Lain lagi dengan pengalaman Pak Edy. Suatu kali ketika berada di Bandara Tanjungpinang, seseorang berseragam bea cukai menyapa ke arah beliau. Merasa tidak yakin, Pak Edy menoleh ke belakang. Tetapi orang tersebut mendekat sambil menyelam dan mencium tangan Pak Edy.
"Pak Edy, kan? Saya anak murid bapak semasa SMP dulu", katanya menjelaskan.
"Maaf saya tak ingat wajah kamu lagi, sudah banyak berubah. Apalagi sudah memakai seragam begini? Sama sekali saya tidak kenal lagi", kata pak Edy sambil berusaha mengingat-ingat namanya tetapi tak berhasil.

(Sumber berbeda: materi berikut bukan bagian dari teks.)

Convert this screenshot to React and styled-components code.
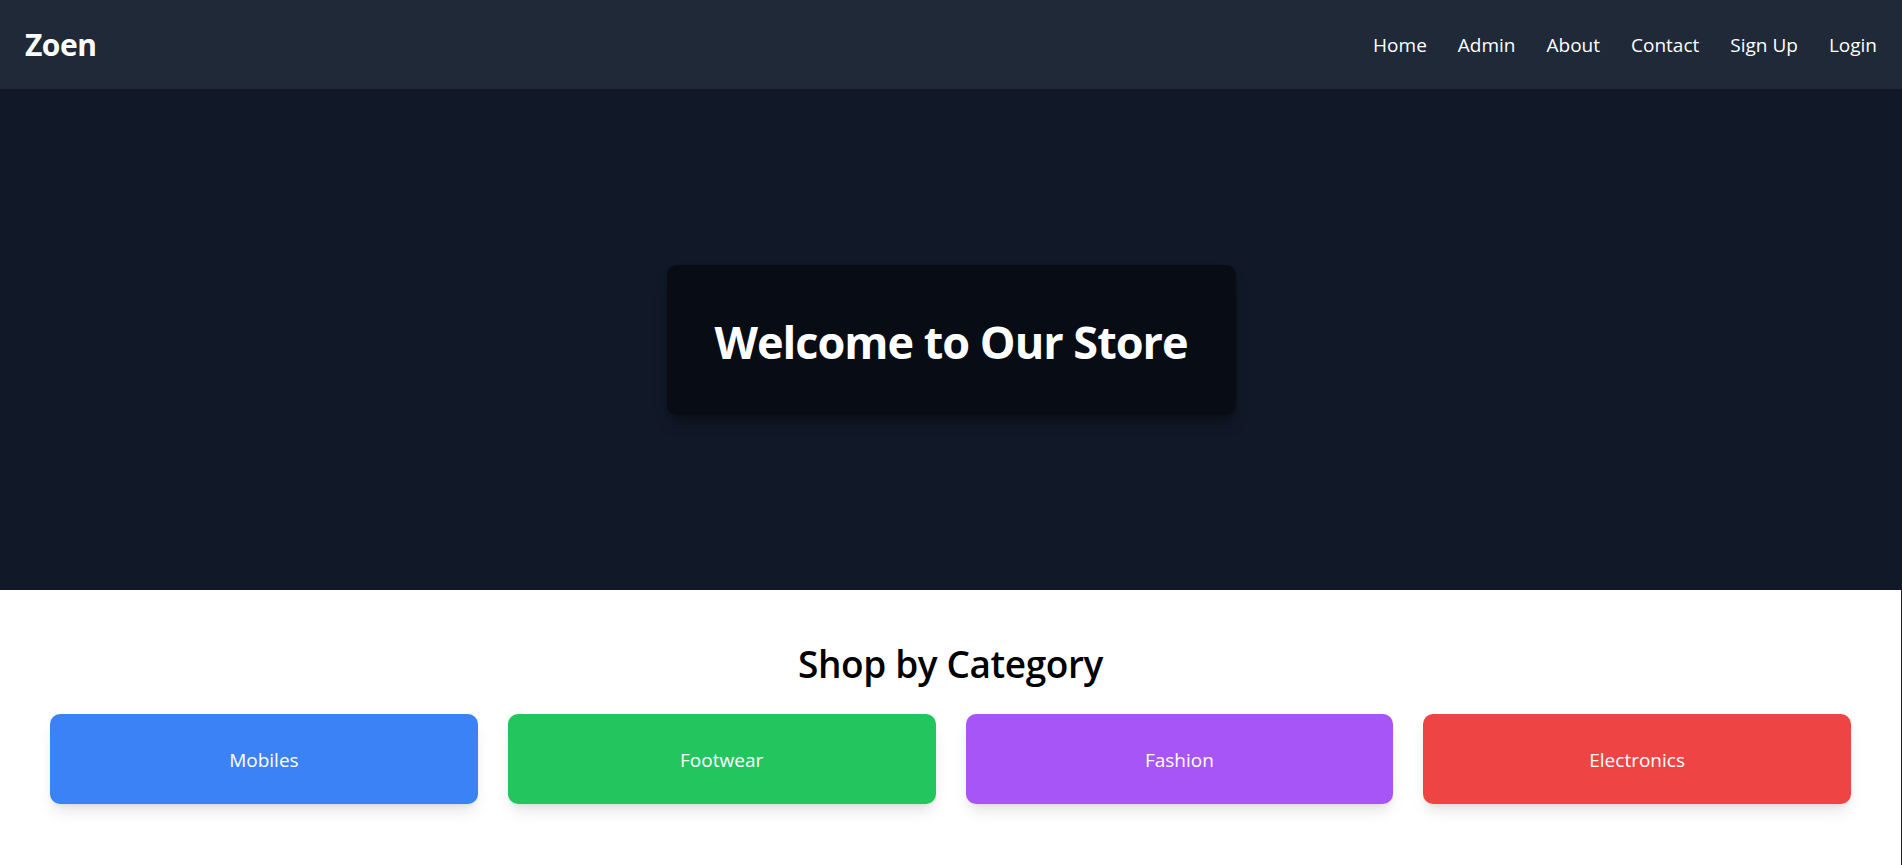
import React from 'react';
import styled, { createGlobalStyle } from 'styled-components';

const GlobalStyle = createGlobalStyle`
    * {
        box-sizing: border-box;
    }
    body {
        margin: 0;
        background: #222;
        font-family: "Open Sans", "Noto Sans", sans-serif;
    }
`;

const categories = [
    { name: 'Mobiles', color: '#3b82f6' },
    { name: 'Footwear', color: '#22c55e' },
    { name: 'Fashion', color: '#a855f7' },
    { name: 'Electronics', color: '#ef4444' },
];

const links = ['Home', 'Admin', 'About', 'Contact', 'Sign Up', 'Login'];

function App() {
    return (
        <>
            <GlobalStyle />
            <Navbar>
                <Logo>Zoen</Logo>
                <NavLinks>
                    {links.map((link) => (
                        <NavLink key={link} href="#">
                            {link}
                        </NavLink>
                    ))}
                </NavLinks>
            </Navbar>
            <Hero>
                <WelcomeBox>
                    <h1>Welcome to Our Store</h1>
                </WelcomeBox>
            </Hero>
            <CategorySection>
                <h2>Shop by Category</h2>
                <CategoryGrid>
                    {categories.map((cat) => (
                        <CategoryCard key={cat.name} $bg={cat.color}>
                            {cat.name}
                        </CategoryCard>
                    ))}
                </CategoryGrid>
            </CategorySection>
        </>
    );
}

const Navbar = styled.nav`
    height: 89px;
    background: #1f2937;
    display: flex;
    align-items: center;
    justify-content: space-between;
    padding: 0 25px;
    color: white;
`;

const Logo = styled.div`
    font-size: 30px;
    font-weight: 700;
    letter-spacing: -0.5px;
`;

const NavLinks = styled.div`
    display: flex;
    gap: 31px;
`;

const NavLink = styled.a`
    color: white;
    text-decoration: none;
    font-size: 19px;
`;

const Hero = styled.section`
    height: 501px;
    background: #111827;
    display: flex;
    align-items: center;
    justify-content: center;
    h1 {
        margin: 0;
        color: white;
        font-size: 45px;
        font-weight: 700;
        line-height: 54px;
        letter-spacing: -1px;
        transform: translateY(2px);
    }
`;

const WelcomeBox = styled.div`
    width: 569px;
    height: 150px;
    display: flex;
    align-items: center;
    justify-content: center;
    background: #080c14;
    border-radius: 10px;
    box-shadow: 0 10px 15px -3px rgba(0, 0, 0, 0.3), 0 4px 6px -4px rgba(0, 0, 0, 0.3);
`;

const CategorySection = styled.section`
    background: white;
    margin-right: 1px;
    padding: 43px 50px 61px;
    h2 {
        margin: 0 0 20px;
        text-align: center;
        font-size: 37px;
        font-weight: 600;
        line-height: 61px;
        color: #000;
        letter-spacing: -0.4px;
    }
`;

const CategoryGrid = styled.div`
    display: grid;
    grid-template-columns: repeat(4, 1fr);
    gap: 30px;
`;

const CategoryCard = styled.div`
    height: 90px;
    display: flex;
    align-items: center;
    justify-content: center;
    background: ${(p) => p.$bg};
    color: white;
    font-size: 19px;
    padding-top: 2px;
    border-radius: 10px;
    box-shadow: 0 10px 15px -3px rgba(0, 0, 0, 0.1), 0 4px 6px -4px rgba(0, 0, 0, 0.1);
`;

export default App;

"Ya tentu saja, pak. Wajah saya pastilah ada perubahan dari SMP dulu. Bapak ada kegiatan lagi disini?", katanya kepada Pak Edy.
"Oh, tidak lagi. Kebetulan semuanya sudah selesai tadi", kata Pak Edy.
"Kalau bapak tidak ada kegiatan lagi, mari ikut saya", katanya sambil menuju sebuah toko jam tangan.
"Pilihlah pak, yang mana bapak suka", katanya sambil menunjuk ke deretan jam tangan yang tersusun rapi di etalase.